What is being asked => In the following material, identify every line holding the string "that" and return it.
◇ ◇ ◇
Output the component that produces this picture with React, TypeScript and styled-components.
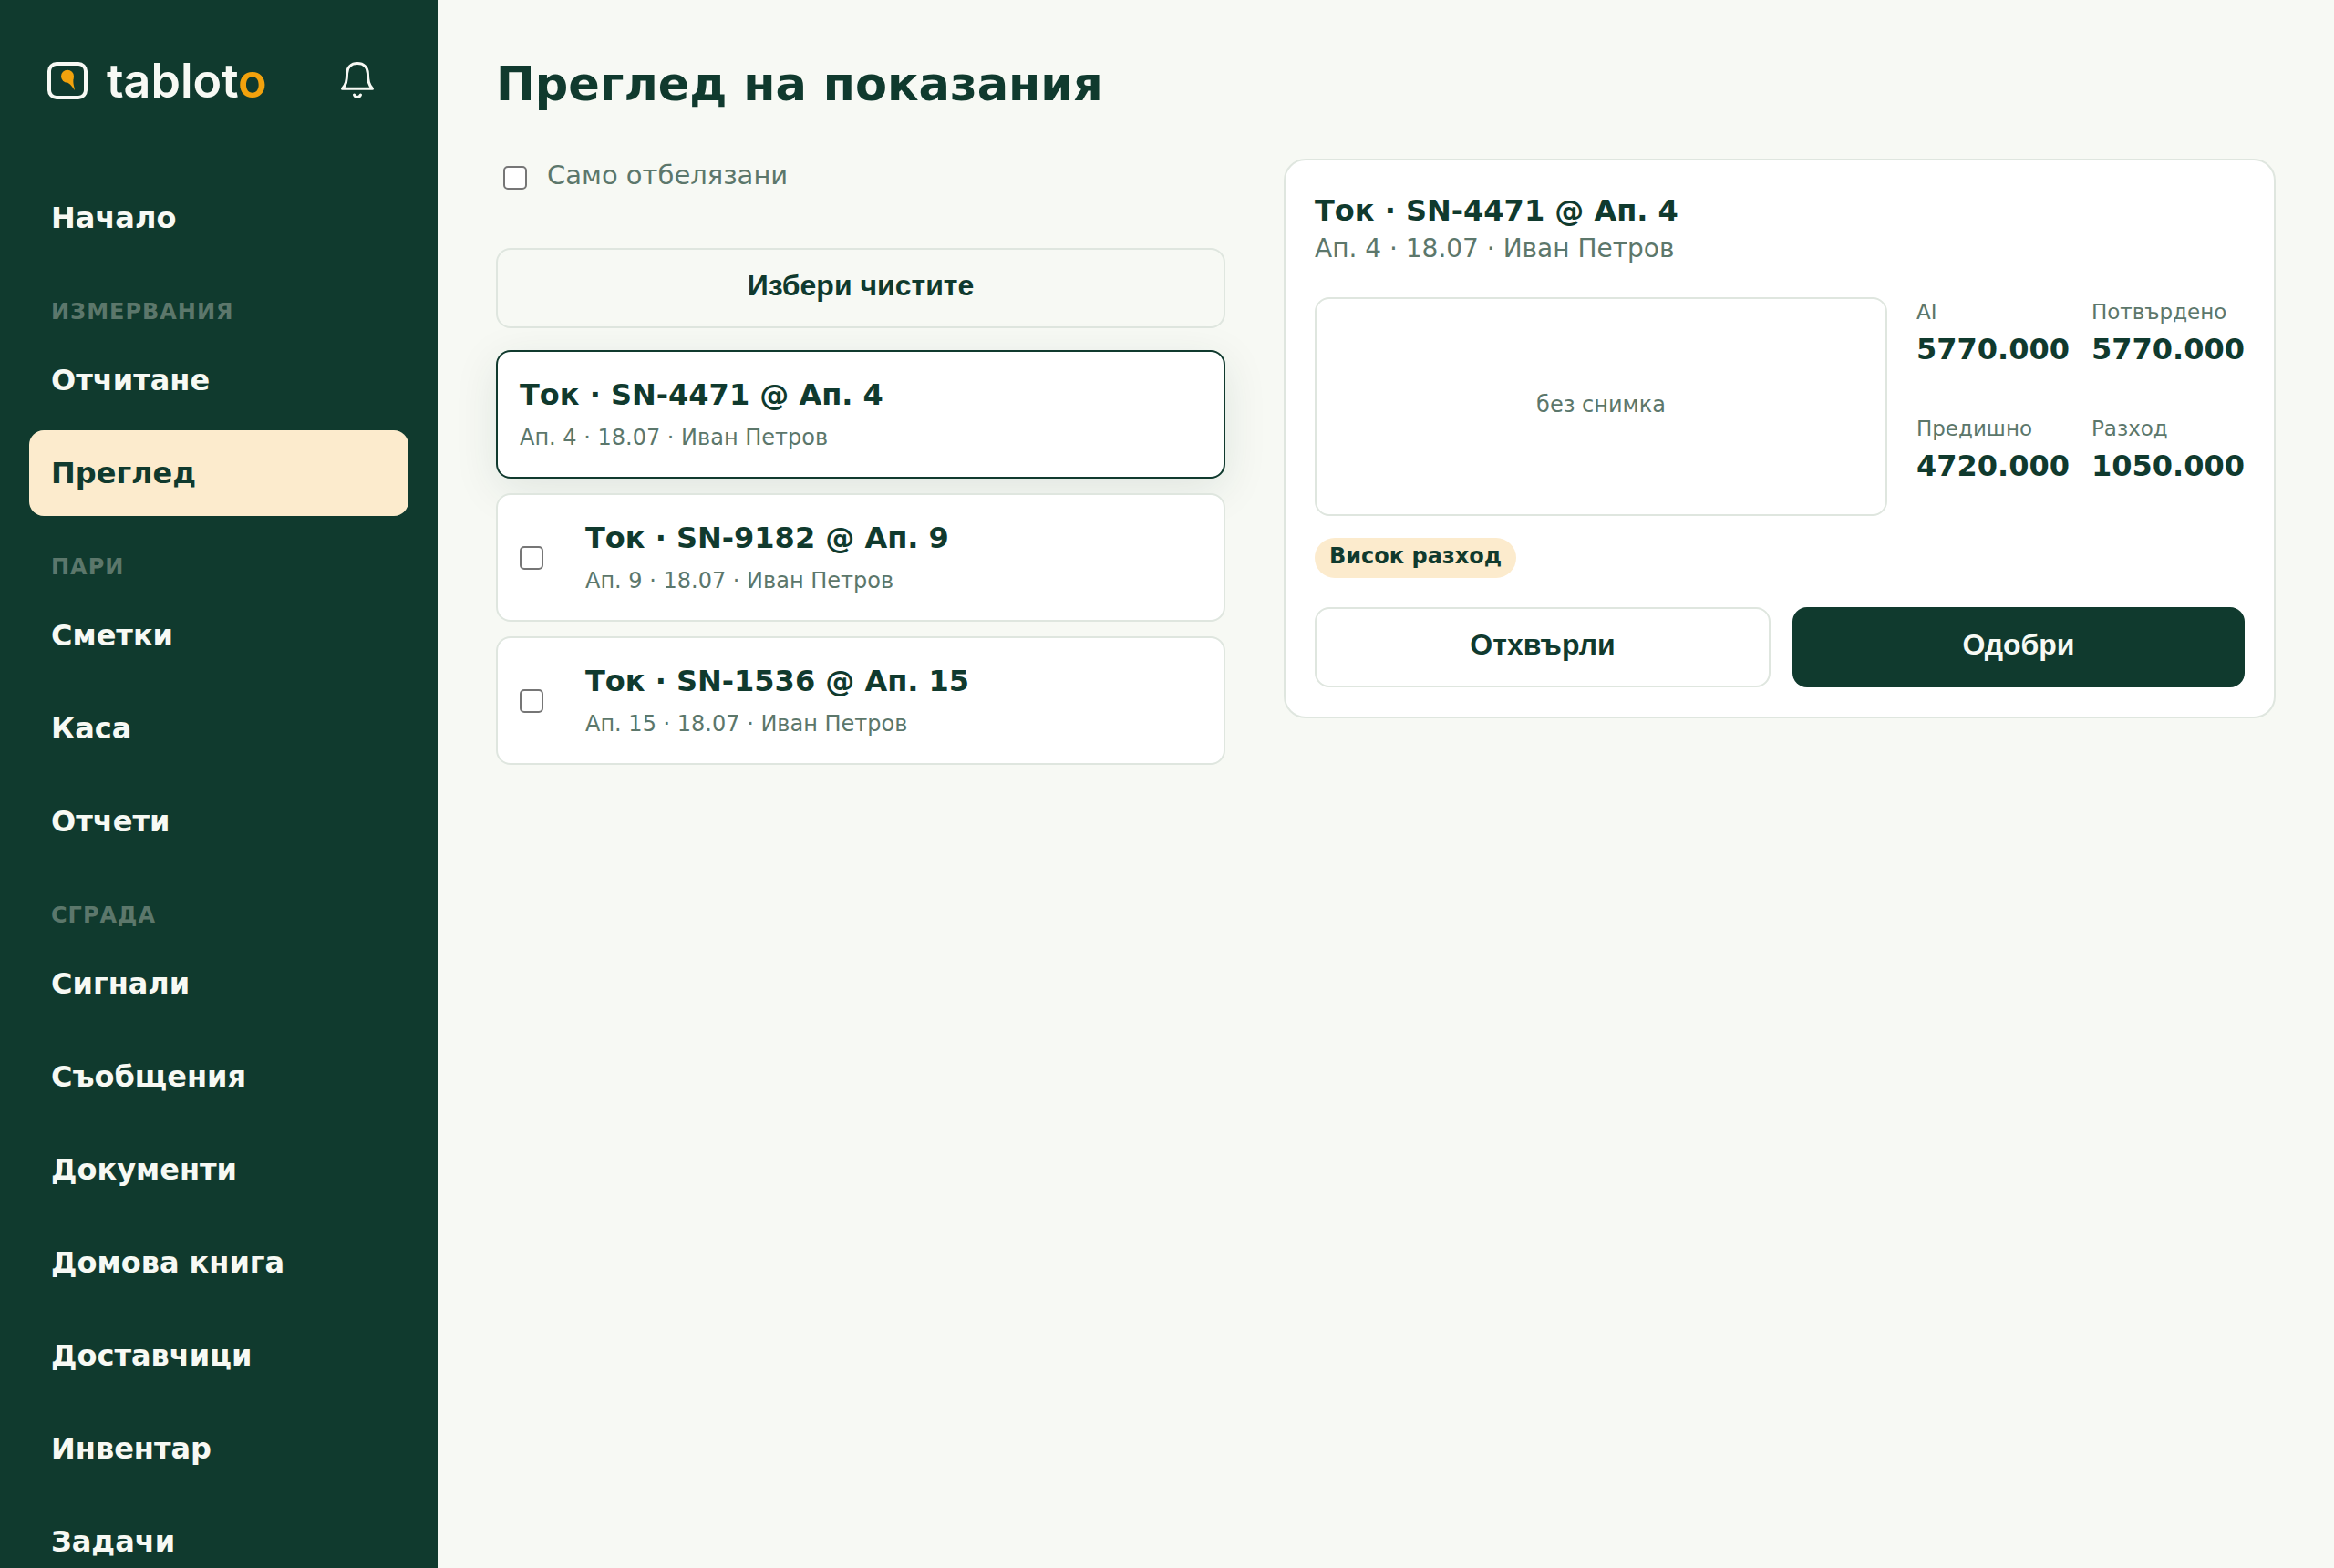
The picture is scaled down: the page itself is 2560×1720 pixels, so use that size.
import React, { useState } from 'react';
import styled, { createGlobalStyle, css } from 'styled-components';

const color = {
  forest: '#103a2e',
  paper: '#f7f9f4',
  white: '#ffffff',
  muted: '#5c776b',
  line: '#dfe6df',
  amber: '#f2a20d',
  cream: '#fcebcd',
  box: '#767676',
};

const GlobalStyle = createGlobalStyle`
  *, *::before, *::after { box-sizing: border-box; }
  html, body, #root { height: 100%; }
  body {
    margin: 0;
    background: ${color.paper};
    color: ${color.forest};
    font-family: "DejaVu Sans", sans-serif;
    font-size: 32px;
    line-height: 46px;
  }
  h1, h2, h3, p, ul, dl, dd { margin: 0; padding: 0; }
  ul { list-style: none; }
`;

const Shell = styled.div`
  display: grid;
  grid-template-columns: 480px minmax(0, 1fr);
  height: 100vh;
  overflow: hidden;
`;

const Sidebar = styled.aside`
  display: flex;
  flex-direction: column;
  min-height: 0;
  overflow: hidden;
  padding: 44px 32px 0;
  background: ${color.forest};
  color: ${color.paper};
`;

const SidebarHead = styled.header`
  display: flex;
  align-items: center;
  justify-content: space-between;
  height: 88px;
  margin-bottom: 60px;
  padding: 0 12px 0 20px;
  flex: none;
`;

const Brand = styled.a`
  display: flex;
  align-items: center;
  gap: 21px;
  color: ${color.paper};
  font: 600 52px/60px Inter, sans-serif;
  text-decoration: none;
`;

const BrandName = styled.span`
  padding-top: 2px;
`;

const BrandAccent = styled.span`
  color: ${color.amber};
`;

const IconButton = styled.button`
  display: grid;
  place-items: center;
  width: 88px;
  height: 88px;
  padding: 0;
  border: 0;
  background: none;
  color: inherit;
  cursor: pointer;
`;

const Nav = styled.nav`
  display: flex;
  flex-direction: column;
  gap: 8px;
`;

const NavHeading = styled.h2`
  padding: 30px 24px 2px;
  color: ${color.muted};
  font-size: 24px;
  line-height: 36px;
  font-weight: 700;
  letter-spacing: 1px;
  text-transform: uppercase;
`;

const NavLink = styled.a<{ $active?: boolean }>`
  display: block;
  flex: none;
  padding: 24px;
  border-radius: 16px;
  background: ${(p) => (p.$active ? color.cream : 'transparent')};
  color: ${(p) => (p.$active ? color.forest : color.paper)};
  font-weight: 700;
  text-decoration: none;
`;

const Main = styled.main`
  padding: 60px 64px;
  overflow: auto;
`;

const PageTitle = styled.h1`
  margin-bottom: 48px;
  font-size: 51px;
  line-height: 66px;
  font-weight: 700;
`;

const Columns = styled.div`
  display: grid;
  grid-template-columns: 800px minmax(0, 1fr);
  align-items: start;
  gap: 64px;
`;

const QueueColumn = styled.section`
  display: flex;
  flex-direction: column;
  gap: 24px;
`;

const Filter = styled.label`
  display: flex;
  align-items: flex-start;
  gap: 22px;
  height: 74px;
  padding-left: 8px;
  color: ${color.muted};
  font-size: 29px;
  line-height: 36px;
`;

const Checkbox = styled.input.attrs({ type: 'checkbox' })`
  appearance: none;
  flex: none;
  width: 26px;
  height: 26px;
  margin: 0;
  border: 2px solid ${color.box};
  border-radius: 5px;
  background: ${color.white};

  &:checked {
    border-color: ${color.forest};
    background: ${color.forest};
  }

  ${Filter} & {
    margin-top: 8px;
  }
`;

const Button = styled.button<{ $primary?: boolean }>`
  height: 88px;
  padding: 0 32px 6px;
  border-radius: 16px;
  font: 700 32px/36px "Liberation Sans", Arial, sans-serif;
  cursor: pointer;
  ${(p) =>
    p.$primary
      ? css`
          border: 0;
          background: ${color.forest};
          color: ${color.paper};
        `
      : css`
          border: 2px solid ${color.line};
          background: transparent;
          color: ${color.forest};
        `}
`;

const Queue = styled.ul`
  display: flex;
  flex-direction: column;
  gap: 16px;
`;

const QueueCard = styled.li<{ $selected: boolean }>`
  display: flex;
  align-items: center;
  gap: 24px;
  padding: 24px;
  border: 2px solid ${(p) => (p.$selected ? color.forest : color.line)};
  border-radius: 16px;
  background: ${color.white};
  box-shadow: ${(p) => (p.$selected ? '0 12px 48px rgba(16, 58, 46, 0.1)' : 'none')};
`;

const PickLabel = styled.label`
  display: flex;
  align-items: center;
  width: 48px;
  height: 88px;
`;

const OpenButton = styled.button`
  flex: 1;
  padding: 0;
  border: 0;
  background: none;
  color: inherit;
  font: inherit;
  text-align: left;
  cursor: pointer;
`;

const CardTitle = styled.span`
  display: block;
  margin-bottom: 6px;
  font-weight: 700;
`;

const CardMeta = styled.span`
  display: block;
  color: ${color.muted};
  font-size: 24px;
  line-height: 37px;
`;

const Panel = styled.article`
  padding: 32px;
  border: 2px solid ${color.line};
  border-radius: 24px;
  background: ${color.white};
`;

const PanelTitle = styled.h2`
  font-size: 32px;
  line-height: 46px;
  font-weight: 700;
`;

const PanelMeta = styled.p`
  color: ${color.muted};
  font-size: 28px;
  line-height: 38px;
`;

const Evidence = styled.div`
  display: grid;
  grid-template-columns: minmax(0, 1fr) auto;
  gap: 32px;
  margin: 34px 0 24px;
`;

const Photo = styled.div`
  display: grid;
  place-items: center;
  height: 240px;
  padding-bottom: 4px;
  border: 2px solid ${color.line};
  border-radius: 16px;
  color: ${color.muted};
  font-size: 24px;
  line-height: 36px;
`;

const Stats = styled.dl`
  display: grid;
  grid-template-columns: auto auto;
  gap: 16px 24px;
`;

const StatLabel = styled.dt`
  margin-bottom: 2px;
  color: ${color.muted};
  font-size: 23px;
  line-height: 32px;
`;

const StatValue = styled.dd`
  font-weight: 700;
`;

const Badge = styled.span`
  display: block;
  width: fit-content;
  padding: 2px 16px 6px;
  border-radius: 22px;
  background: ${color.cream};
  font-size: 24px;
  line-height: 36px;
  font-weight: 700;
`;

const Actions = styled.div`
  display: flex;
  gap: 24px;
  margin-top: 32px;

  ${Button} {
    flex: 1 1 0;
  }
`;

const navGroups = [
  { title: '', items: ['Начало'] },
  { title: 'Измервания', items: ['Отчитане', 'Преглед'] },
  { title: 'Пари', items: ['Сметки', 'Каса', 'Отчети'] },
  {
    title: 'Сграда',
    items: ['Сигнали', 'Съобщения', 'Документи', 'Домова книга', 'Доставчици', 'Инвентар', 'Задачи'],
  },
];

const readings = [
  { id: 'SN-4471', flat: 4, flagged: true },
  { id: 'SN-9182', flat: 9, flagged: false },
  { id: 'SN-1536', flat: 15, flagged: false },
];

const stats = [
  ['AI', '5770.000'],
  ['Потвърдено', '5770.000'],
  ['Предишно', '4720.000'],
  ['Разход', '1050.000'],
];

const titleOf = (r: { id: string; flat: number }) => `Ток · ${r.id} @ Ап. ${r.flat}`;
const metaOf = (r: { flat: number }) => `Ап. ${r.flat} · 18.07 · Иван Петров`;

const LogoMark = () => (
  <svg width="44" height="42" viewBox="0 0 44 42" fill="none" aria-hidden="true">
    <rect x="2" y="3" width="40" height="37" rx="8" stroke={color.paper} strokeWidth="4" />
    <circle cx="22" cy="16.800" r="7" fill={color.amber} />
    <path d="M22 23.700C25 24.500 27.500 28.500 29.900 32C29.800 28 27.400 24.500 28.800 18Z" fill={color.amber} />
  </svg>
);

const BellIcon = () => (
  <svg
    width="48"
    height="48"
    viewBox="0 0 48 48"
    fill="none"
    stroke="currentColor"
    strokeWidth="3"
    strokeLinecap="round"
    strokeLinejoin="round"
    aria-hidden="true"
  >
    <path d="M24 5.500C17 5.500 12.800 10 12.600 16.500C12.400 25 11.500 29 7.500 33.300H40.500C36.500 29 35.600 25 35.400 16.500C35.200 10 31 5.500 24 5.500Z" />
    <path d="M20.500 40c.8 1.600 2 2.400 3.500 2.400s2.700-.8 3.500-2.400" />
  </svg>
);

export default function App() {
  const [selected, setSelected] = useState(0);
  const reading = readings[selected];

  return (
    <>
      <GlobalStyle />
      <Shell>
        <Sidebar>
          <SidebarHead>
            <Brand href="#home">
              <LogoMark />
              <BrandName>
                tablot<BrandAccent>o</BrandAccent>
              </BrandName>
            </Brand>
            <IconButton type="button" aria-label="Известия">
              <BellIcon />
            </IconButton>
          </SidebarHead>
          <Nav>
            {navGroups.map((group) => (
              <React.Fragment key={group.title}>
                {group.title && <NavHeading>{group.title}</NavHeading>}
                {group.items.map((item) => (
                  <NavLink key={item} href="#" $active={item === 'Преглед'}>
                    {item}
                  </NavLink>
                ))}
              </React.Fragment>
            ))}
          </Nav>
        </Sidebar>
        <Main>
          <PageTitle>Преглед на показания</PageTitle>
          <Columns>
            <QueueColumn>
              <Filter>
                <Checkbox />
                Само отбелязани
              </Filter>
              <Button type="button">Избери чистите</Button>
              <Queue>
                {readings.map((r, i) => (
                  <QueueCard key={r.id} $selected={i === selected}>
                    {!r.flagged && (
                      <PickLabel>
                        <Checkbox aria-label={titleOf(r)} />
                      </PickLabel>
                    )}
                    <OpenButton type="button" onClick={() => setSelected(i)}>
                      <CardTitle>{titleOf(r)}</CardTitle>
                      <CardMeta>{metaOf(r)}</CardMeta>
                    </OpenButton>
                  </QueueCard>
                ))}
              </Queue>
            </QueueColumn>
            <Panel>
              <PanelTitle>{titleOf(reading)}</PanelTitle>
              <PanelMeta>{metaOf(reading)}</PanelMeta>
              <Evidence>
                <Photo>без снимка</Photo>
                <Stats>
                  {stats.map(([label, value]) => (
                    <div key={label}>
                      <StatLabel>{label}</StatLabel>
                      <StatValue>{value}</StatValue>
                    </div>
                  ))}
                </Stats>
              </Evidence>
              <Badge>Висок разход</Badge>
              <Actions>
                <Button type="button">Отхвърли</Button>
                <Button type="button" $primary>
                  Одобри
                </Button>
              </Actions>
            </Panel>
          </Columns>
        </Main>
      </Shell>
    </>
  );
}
◇ ◇ ◇
Written reply =>
Output the component that produces this picture with React, TypeScript and styled-components.
The picture is scaled down: the page itself is 2560×1720 pixels, so use that size.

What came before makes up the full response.